▶ **Data extract**:
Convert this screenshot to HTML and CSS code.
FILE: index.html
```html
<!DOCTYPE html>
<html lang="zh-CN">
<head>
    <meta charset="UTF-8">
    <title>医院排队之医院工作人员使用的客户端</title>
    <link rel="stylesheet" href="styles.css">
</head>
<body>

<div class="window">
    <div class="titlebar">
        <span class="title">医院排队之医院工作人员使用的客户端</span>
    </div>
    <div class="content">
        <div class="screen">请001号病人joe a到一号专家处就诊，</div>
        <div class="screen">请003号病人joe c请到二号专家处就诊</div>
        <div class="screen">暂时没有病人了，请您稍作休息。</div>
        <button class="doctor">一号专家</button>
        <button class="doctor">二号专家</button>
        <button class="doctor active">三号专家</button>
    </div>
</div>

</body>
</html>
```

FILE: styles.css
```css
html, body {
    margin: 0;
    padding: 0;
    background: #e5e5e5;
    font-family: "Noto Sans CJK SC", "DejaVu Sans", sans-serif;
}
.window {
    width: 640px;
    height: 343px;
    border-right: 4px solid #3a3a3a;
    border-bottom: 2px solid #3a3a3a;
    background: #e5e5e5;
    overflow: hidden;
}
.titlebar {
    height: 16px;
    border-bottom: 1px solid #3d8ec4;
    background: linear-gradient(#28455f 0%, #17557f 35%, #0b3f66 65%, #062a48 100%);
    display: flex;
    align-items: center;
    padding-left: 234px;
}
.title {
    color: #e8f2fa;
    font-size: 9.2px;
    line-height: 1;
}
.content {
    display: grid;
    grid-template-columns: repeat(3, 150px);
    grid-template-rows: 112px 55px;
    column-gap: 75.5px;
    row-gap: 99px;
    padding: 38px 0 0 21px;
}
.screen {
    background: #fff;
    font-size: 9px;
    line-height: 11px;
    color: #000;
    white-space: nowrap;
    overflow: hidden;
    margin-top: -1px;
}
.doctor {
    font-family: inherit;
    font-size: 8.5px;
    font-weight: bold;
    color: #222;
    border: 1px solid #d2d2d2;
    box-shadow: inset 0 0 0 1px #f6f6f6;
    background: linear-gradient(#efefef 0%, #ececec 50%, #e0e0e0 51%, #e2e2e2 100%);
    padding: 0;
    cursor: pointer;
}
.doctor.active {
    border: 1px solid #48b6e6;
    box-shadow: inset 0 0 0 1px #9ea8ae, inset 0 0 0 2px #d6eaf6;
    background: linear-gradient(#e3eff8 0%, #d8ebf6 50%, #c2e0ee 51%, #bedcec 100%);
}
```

▶ **Work required**:
Retype the material above, line by line, exactly.

▶ **Exercise output**:
Convert this screenshot to HTML and CSS code.
FILE: index.html
```html
<!DOCTYPE html>
<html lang="zh-CN">
<head>
    <meta charset="UTF-8">
    <title>医院排队之医院工作人员使用的客户端</title>
    <link rel="stylesheet" href="styles.css">
</head>
<body>

<div class="window">
    <div class="titlebar">
        <span class="title">医院排队之医院工作人员使用的客户端</span>
    </div>
    <div class="content">
        <div class="screen">请001号病人joe a到一号专家处就诊，</div>
        <div class="screen">请003号病人joe c请到二号专家处就诊</div>
        <div class="screen">暂时没有病人了，请您稍作休息。</div>
        <button class="doctor">一号专家</button>
        <button class="doctor">二号专家</button>
        <button class="doctor active">三号专家</button>
    </div>
</div>

</body>
</html>
```

FILE: styles.css
```css
html, body {
    margin: 0;
    padding: 0;
    background: #e5e5e5;
    font-family: "Noto Sans CJK SC", "DejaVu Sans", sans-serif;
}
.window {
    width: 640px;
    height: 343px;
    border-right: 4px solid #3a3a3a;
    border-bottom: 2px solid #3a3a3a;
    background: #e5e5e5;
    overflow: hidden;
}
.titlebar {
    height: 16px;
    border-bottom: 1px solid #3d8ec4;
    background: linear-gradient(#28455f 0%, #17557f 35%, #0b3f66 65%, #062a48 100%);
    display: flex;
    align-items: center;
    padding-left: 234px;
}
.title {
    color: #e8f2fa;
    font-size: 9.2px;
    line-height: 1;
}
.content {
    display: grid;
    grid-template-columns: repeat(3, 150px);
    grid-template-rows: 112px 55px;
    column-gap: 75.5px;
    row-gap: 99px;
    padding: 38px 0 0 21px;
}
.screen {
    background: #fff;
    font-size: 9px;
    line-height: 11px;
    color: #000;
    white-space: nowrap;
    overflow: hidden;
    margin-top: -1px;
}
.doctor {
    font-family: inherit;
    font-size: 8.5px;
    font-weight: bold;
    color: #222;
    border: 1px solid #d2d2d2;
    box-shadow: inset 0 0 0 1px #f6f6f6;
    background: linear-gradient(#efefef 0%, #ececec 50%, #e0e0e0 51%, #e2e2e2 100%);
    padding: 0;
    cursor: pointer;
}
.doctor.active {
    border: 1px solid #48b6e6;
    box-shadow: inset 0 0 0 1px #9ea8ae, inset 0 0 0 2px #d6eaf6;
    background: linear-gradient(#e3eff8 0%, #d8ebf6 50%, #c2e0ee 51%, #bedcec 100%);
}
```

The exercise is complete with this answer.